Tony Trischka was the Music Director for the documentary. He is widely regarded as one of the most influential banjo players of today. Among his many students is the banjo phenom,  Bela Fleck. And he’s the recipient of a Lifetime achievement award from the International Bluegrass Music association.

Tony Trischka and his band Territory will be appearing in a Susquehanna Folk Music concert on Sunday, Feb 21 at the Abbey Bar in Harrisburg. The event begins with a screening of the PBS documentary, Give Me the Banjo at 3:30 p.m., followed by a meet and greet, and a concert that begins at 7:30.

Trischka explains that the roots of the banjo began in Africa, brought to this country by slaves.  “They would take a gourd and fashion a crude neck of some sort ,”  he says,  “and then they would twine horses hair together with beeswax to make strings.”

The instrument was alternately known as the banza or the banjar.  In the 1840’s a Flemish drum maker in Baltimore by the name of Bouchet got the idea to take the banjar neck and put it on a drum. That essentially became the banjo we know today.

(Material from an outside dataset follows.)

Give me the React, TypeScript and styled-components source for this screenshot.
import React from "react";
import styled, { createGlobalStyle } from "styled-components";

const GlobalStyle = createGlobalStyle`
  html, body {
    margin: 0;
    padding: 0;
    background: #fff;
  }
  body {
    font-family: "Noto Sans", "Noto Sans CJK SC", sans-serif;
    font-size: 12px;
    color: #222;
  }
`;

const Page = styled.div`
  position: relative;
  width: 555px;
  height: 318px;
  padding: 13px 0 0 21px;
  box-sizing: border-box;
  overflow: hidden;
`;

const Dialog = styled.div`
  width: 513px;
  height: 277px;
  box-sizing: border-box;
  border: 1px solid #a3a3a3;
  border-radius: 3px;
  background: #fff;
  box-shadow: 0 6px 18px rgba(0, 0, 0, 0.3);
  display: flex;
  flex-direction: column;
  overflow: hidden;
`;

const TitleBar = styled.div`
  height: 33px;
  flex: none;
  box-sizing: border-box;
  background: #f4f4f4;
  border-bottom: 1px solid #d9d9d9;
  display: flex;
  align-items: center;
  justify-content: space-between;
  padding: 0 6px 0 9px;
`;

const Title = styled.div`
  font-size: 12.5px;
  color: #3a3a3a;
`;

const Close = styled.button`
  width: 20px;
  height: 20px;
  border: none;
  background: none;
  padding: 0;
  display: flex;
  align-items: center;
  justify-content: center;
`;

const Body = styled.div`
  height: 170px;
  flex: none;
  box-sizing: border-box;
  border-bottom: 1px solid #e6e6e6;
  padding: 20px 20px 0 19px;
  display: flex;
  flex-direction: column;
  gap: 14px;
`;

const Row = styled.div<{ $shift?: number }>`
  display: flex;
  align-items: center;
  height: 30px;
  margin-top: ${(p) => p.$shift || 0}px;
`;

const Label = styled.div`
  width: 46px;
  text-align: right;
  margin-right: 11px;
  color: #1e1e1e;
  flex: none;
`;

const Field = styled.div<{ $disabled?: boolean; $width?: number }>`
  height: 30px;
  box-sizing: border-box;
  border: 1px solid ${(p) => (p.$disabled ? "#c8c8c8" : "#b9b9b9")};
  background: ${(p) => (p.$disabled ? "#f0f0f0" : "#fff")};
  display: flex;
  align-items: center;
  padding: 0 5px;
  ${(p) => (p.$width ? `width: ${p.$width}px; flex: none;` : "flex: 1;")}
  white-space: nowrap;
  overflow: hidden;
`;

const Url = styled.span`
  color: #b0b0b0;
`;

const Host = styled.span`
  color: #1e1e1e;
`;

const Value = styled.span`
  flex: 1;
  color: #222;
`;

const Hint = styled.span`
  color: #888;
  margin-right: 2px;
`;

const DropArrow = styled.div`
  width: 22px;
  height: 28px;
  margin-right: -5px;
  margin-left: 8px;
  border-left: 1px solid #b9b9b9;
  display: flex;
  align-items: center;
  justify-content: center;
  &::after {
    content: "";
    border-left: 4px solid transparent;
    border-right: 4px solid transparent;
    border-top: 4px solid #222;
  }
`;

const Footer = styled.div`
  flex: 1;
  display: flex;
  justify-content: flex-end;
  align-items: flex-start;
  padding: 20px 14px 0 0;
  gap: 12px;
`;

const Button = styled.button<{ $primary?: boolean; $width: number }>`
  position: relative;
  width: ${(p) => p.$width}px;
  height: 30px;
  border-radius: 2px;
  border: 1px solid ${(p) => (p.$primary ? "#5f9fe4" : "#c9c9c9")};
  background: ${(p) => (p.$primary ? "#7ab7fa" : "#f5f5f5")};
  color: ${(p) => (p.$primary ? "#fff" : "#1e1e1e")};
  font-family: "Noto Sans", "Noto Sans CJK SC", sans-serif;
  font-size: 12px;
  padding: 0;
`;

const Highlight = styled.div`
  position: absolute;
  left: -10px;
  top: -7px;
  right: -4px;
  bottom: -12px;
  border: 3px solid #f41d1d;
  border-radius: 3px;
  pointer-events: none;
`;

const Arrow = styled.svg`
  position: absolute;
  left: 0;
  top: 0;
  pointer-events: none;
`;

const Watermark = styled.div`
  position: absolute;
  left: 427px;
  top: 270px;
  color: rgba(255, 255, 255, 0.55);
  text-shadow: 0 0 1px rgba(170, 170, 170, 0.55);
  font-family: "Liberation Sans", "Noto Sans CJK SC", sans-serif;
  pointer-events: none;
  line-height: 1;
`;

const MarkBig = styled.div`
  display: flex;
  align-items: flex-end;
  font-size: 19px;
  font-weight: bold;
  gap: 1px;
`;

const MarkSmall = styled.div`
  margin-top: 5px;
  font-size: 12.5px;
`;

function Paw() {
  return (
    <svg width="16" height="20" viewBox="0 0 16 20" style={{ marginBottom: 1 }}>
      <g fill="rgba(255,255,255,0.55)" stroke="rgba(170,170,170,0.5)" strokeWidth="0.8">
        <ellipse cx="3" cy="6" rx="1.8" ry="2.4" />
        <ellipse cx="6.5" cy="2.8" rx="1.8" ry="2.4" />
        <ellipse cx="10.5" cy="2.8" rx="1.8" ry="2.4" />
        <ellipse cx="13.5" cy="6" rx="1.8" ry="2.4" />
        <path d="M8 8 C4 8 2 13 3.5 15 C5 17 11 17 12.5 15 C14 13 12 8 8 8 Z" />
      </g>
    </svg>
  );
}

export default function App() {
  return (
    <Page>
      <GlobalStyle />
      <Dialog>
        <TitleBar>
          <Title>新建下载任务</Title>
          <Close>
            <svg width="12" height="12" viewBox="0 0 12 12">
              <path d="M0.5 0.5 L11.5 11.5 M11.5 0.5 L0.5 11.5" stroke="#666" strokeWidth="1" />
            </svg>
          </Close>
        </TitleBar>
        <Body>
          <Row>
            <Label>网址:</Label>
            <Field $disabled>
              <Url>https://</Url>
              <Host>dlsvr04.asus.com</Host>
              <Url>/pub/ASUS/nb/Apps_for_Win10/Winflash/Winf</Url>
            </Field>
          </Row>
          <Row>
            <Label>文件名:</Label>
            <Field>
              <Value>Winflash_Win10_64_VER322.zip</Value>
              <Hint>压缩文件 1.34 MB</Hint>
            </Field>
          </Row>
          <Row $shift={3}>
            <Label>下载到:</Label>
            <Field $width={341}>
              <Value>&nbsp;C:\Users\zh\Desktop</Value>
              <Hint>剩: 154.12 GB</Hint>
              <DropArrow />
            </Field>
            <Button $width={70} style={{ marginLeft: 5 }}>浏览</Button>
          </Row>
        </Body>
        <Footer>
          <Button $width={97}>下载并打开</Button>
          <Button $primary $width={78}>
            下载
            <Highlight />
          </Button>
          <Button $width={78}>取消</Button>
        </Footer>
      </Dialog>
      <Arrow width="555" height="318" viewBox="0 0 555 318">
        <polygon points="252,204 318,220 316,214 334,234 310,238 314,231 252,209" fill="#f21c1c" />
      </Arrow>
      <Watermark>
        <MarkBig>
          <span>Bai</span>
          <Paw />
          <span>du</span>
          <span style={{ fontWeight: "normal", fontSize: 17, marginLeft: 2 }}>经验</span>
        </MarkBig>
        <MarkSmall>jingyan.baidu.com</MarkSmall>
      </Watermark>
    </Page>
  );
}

“The banjo was a key part of the minstrel show,” says Trischka. “There would be a banjo, fiddle, bones, tambourine, maybe a concertina. It was a combination really of Celtic and African styles. It was an interesting hybrid.”

Tony Trishka personally took notice of the banjo for the first time in the early ’60’s, when he heard a recording by the Kingston Trio called MTA. A banjo solo on the recording “drove me wild” he says, and “made me have to play the banjo”.  

Trischka is intimately familiar with banjo playing of many styles and periods. And he’s known for bringing his own innovations into the music, drawing from such wide-ranging influences as the Beatles, Jimmi Hendrix and Miles Davis.

Trischka:    I wasn’t trying to be weird or different, but on my first album I had more of a “rock-star” thing going on in a couple of tunes – bass clarinet, electric guitar, drums – that kind of thing.  I just was hearing different chord progressions. Rather than the 3 or 4 chords you would find in almost all bluegrass songs there would be more chords than that. That was just what I was hearing. And it reflected the music I was listening to.”

Trischka promises that the upcoming Susquehanna Folk Music Concert will include traditional bluegrass banjo tunes, as well as some more modern pieces, and some of his original songs.